▸ **Aim**
Return the listing below unchanged, minus its pictures.

:: Dataset content ::

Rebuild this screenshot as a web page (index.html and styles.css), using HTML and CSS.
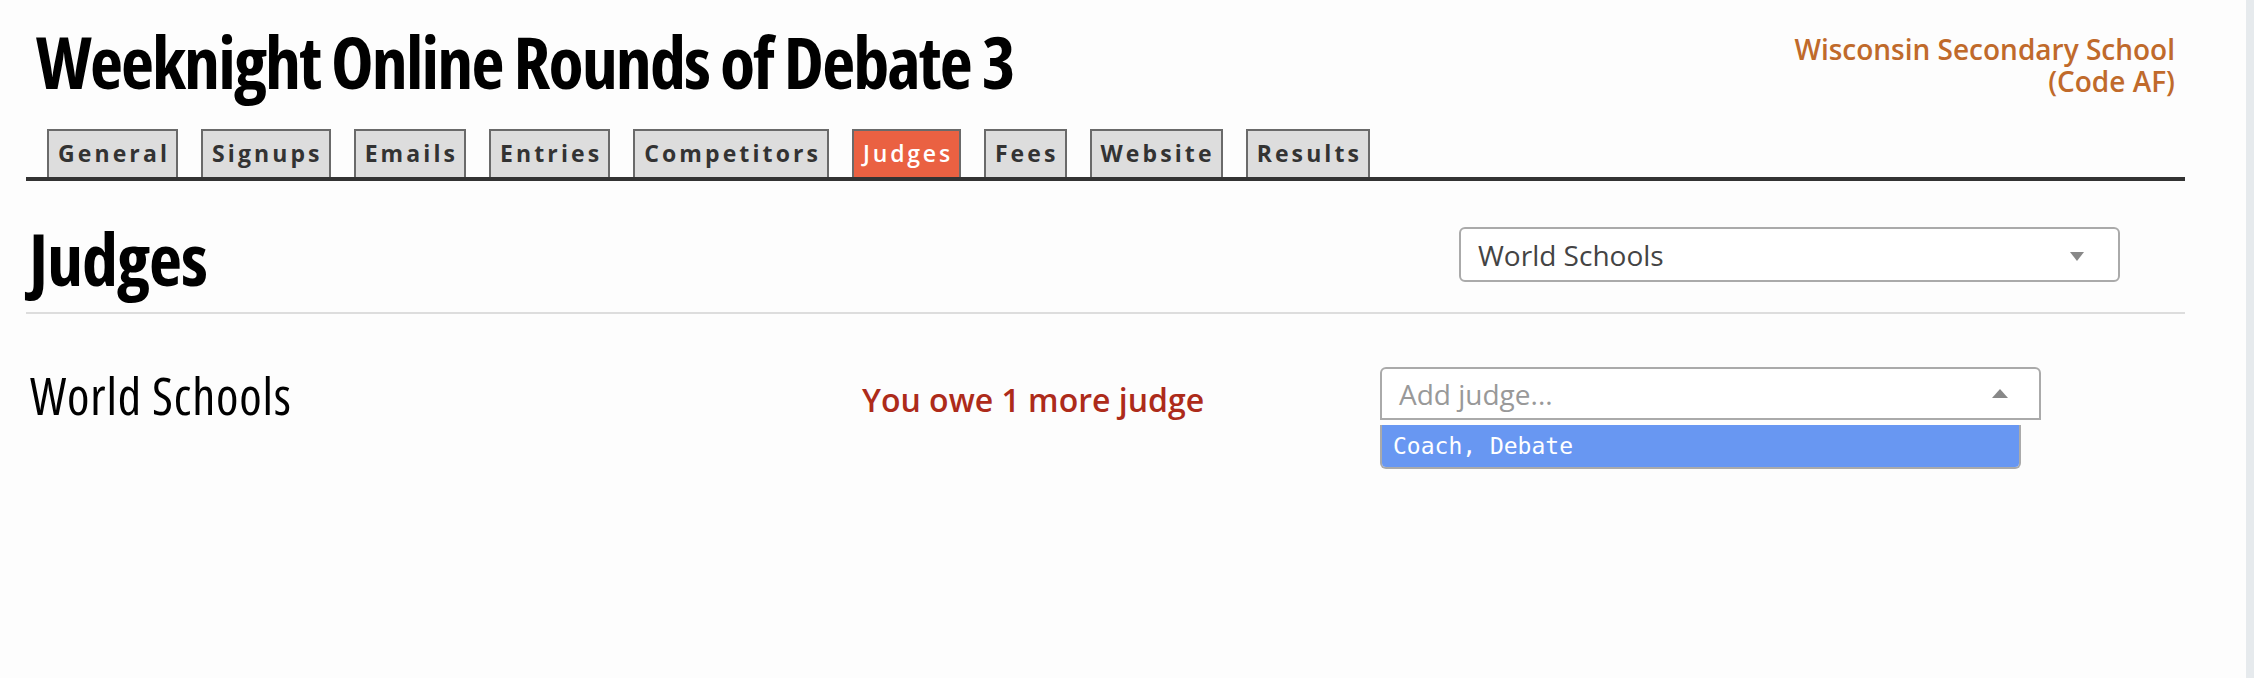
FILE: index.html
```html
<!DOCTYPE html>
<html>

<head>
  <title>Judges - Weeknight Online Rounds of Debate 3</title>
  <link rel="stylesheet" href="styles.css">
</head>

<body>
  <div class="page">
    <main class="main">
      <header class="top">
        <h1 class="title">Weeknight Online Rounds of Debate 3</h1>
        <div class="school">
          <div>Wisconsin Secondary School</div>
          <div>(Code AF)</div>
        </div>
      </header>

      <nav class="tabs">
        <a class="tab" href="#">General</a>
        <a class="tab" href="#">Signups</a>
        <a class="tab" href="#">Emails</a>
        <a class="tab" href="#">Entries</a>
        <a class="tab" href="#">Competitors</a>
        <a class="tab active" href="#">Judges</a>
        <a class="tab" href="#">Fees</a>
        <a class="tab" href="#">Website</a>
        <a class="tab" href="#">Results</a>
      </nav>

      <div class="section-head">
        <h2>Judges</h2>
        <div class="select event-select">
          <span class="value">World Schools</span>
          <span class="caret down"></span>
        </div>
      </div>

      <div class="event-row">
        <h3>World Schools</h3>
        <p class="owed">You owe 1 more judge</p>
        <div class="picker">
          <div class="select open">
            <span class="placeholder">Add judge...</span>
            <span class="caret up"></span>
          </div>
          <ul class="options">
            <li class="highlighted">Coach, Debate</li>
          </ul>
        </div>
      </div>
    </main>
    <div class="scrollbar"></div>
  </div>
</body>

</html>
```

FILE: styles.css
```css
:root {
  --dark: #333333;
  --tab-bg: #dddddd;
  --tab-border: #6a6a6a;
  --accent: #ea6142;
  --school: #c06a2b;
  --owed: #ad2b1a;
  --field-border: #aaaaaa;
  --highlight: #6897f2;
}

* {
  box-sizing: border-box;
  margin: 0;
  padding: 0;
}

body {
  font-family: 'Open Sans', 'Liberation Sans', sans-serif;
  background-color: #fdfdfd;
  color: var(--dark);
  height: 678px;
  overflow: hidden;
}

.page {
  display: flex;
  height: 100%;
}

.main {
  flex: 1;
  padding-left: 26px;
}

.scrollbar {
  width: 8px;
  background: #e6eaed;
}

/* condensed headings */
.title,
.section-head h2,
.event-row h3 {
  font-family: 'Open Sans', sans-serif;
  font-stretch: 75%;
  color: #000;
}

/* header */

.top {
  width: 2159px;
  display: flex;
  justify-content: space-between;
  align-items: flex-start;
  padding-top: 21px;
}

.title {
  font-size: 72px;
  line-height: 80px;
  font-weight: 700;
  letter-spacing: -1.9px;
  padding-left: 10px;
}

.school {
  margin-top: 12px;
  padding-right: 10px;
  text-align: right;
  font-size: 28px;
  line-height: 32px;
  font-weight: 600;
  color: var(--school);
}

/* tabs */

.tabs {
  width: 2159px;
  margin-top: 28px;
  display: flex;
  align-items: flex-end;
  gap: 23px;
  padding-left: 21px;
  border-bottom: 4px solid var(--dark);
}

.tab {
  display: block;
  padding: 6px 6px 6px 9px;
  line-height: 32px;
  font-size: 23px;
  font-weight: 700;
  letter-spacing: 3.1px;
  color: var(--dark);
  text-decoration: none;
  background: var(--tab-bg);
  border: 2px solid var(--tab-border);
  border-bottom: none;
  height: 48px;
}

.tab.active {
  background: var(--accent);
  color: #fff;
  font-weight: 600;
  letter-spacing: 2.8px;
}

/* section heading */

.section-head {
  width: 2159px;
  margin-top: 37px;
  display: flex;
  justify-content: space-between;
  align-items: flex-start;
  padding-bottom: 14px;
  border-bottom: 2px solid #dddddd;
}

.section-head h2 {
  font-size: 72px;
  line-height: 80px;
  font-weight: 700;
  letter-spacing: -1px;
  padding-left: 3px;
}

.select {
  width: 661px;
  display: flex;
  align-items: center;
  justify-content: space-between;
  background: #fff;
  border: 2px solid var(--field-border);
  border-radius: 6px;
  padding: 0 31px 0 17px;
  font-size: 28px;
}

.event-select {
  height: 55px;
  margin-top: 9px;
  margin-right: 65px;
  color: #444;
  padding-right: 34px;
}

.caret {
  width: 0;
  height: 0;
  border-left: 7px solid transparent;
  border-right: 7px solid transparent;
}

.caret.down {
  border-top: 9px solid #888;
  margin-top: 4px;
}

.caret.up {
  border-left-width: 8px;
  border-right-width: 8px;
  border-bottom: 9px solid #888;
}

/* event row */

.event-row {
  width: 2159px;
  margin-top: 53px;
  display: grid;
  grid-template-columns: 836px 518px 661px;
  align-items: start;
}

.event-row h3 {
  font-size: 51px;
  line-height: 56px;
  font-weight: 400;
  letter-spacing: 0.8px;
  padding-left: 4px;
}

.owed {
  margin-top: 13px;
  font-size: 32px;
  line-height: 40px;
  font-weight: 600;
  color: var(--owed);
}

.select.open {
  height: 53px;
  border-radius: 6px 6px 0 0;
  color: #999;
}

.options {
  list-style: none;
  width: 641px;
  margin-top: 5px;
  border: 2px solid var(--field-border);
  border-top: none;
  border-radius: 0 0 6px 6px;
  overflow: hidden;
}

.options li {
  font-family: 'DejaVu Sans Mono', 'Liberation Mono', monospace;
  font-size: 23px;
  line-height: 42px;
  padding-left: 11px;
  color: #fff;
}

.options li.highlighted {
  background: var(--highlight);
}
```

:::

▸ **Exercise response**
Rebuild this screenshot as a web page (index.html and styles.css), using HTML and CSS.
FILE: index.html
```html
<!DOCTYPE html>
<html>

<head>
  <title>Judges - Weeknight Online Rounds of Debate 3</title>
  <link rel="stylesheet" href="styles.css">
</head>

<body>
  <div class="page">
    <main class="main">
      <header class="top">
        <h1 class="title">Weeknight Online Rounds of Debate 3</h1>
        <div class="school">
          <div>Wisconsin Secondary School</div>
          <div>(Code AF)</div>
        </div>
      </header>

      <nav class="tabs">
        <a class="tab" href="#">General</a>
        <a class="tab" href="#">Signups</a>
        <a class="tab" href="#">Emails</a>
        <a class="tab" href="#">Entries</a>
        <a class="tab" href="#">Competitors</a>
        <a class="tab active" href="#">Judges</a>
        <a class="tab" href="#">Fees</a>
        <a class="tab" href="#">Website</a>
        <a class="tab" href="#">Results</a>
      </nav>

      <div class="section-head">
        <h2>Judges</h2>
        <div class="select event-select">
          <span class="value">World Schools</span>
          <span class="caret down"></span>
        </div>
      </div>

      <div class="event-row">
        <h3>World Schools</h3>
        <p class="owed">You owe 1 more judge</p>
        <div class="picker">
          <div class="select open">
            <span class="placeholder">Add judge...</span>
            <span class="caret up"></span>
          </div>
          <ul class="options">
            <li class="highlighted">Coach, Debate</li>
          </ul>
        </div>
      </div>
    </main>
    <div class="scrollbar"></div>
  </div>
</body>

</html>
```

FILE: styles.css
```css
:root {
  --dark: #333333;
  --tab-bg: #dddddd;
  --tab-border: #6a6a6a;
  --accent: #ea6142;
  --school: #c06a2b;
  --owed: #ad2b1a;
  --field-border: #aaaaaa;
  --highlight: #6897f2;
}

* {
  box-sizing: border-box;
  margin: 0;
  padding: 0;
}

body {
  font-family: 'Open Sans', 'Liberation Sans', sans-serif;
  background-color: #fdfdfd;
  color: var(--dark);
  height: 678px;
  overflow: hidden;
}

.page {
  display: flex;
  height: 100%;
}

.main {
  flex: 1;
  padding-left: 26px;
}

.scrollbar {
  width: 8px;
  background: #e6eaed;
}

/* condensed headings */
.title,
.section-head h2,
.event-row h3 {
  font-family: 'Open Sans', sans-serif;
  font-stretch: 75%;
  color: #000;
}

/* header */

.top {
  width: 2159px;
  display: flex;
  justify-content: space-between;
  align-items: flex-start;
  padding-top: 21px;
}

.title {
  font-size: 72px;
  line-height: 80px;
  font-weight: 700;
  letter-spacing: -1.9px;
  padding-left: 10px;
}

.school {
  margin-top: 12px;
  padding-right: 10px;
  text-align: right;
  font-size: 28px;
  line-height: 32px;
  font-weight: 600;
  color: var(--school);
}

/* tabs */

.tabs {
  width: 2159px;
  margin-top: 28px;
  display: flex;
  align-items: flex-end;
  gap: 23px;
  padding-left: 21px;
  border-bottom: 4px solid var(--dark);
}

.tab {
  display: block;
  padding: 6px 6px 6px 9px;
  line-height: 32px;
  font-size: 23px;
  font-weight: 700;
  letter-spacing: 3.1px;
  color: var(--dark);
  text-decoration: none;
  background: var(--tab-bg);
  border: 2px solid var(--tab-border);
  border-bottom: none;
  height: 48px;
}

.tab.active {
  background: var(--accent);
  color: #fff;
  font-weight: 600;
  letter-spacing: 2.8px;
}

/* section heading */

.section-head {
  width: 2159px;
  margin-top: 37px;
  display: flex;
  justify-content: space-between;
  align-items: flex-start;
  padding-bottom: 14px;
  border-bottom: 2px solid #dddddd;
}

.section-head h2 {
  font-size: 72px;
  line-height: 80px;
  font-weight: 700;
  letter-spacing: -1px;
  padding-left: 3px;
}

.select {
  width: 661px;
  display: flex;
  align-items: center;
  justify-content: space-between;
  background: #fff;
  border: 2px solid var(--field-border);
  border-radius: 6px;
  padding: 0 31px 0 17px;
  font-size: 28px;
}

.event-select {
  height: 55px;
  margin-top: 9px;
  margin-right: 65px;
  color: #444;
  padding-right: 34px;
}

.caret {
  width: 0;
  height: 0;
  border-left: 7px solid transparent;
  border-right: 7px solid transparent;
}

.caret.down {
  border-top: 9px solid #888;
  margin-top: 4px;
}

.caret.up {
  border-left-width: 8px;
  border-right-width: 8px;
  border-bottom: 9px solid #888;
}

/* event row */

.event-row {
  width: 2159px;
  margin-top: 53px;
  display: grid;
  grid-template-columns: 836px 518px 661px;
  align-items: start;
}

.event-row h3 {
  font-size: 51px;
  line-height: 56px;
  font-weight: 400;
  letter-spacing: 0.8px;
  padding-left: 4px;
}

.owed {
  margin-top: 13px;
  font-size: 32px;
  line-height: 40px;
  font-weight: 600;
  color: var(--owed);
}

.select.open {
  height: 53px;
  border-radius: 6px 6px 0 0;
  color: #999;
}

.options {
  list-style: none;
  width: 641px;
  margin-top: 5px;
  border: 2px solid var(--field-border);
  border-top: none;
  border-radius: 0 0 6px 6px;
  overflow: hidden;
}

.options li {
  font-family: 'DejaVu Sans Mono', 'Liberation Mono', monospace;
  font-size: 23px;
  line-height: 42px;
  padding-left: 11px;
  color: #fff;
}

.options li.highlighted {
  background: var(--highlight);
}
```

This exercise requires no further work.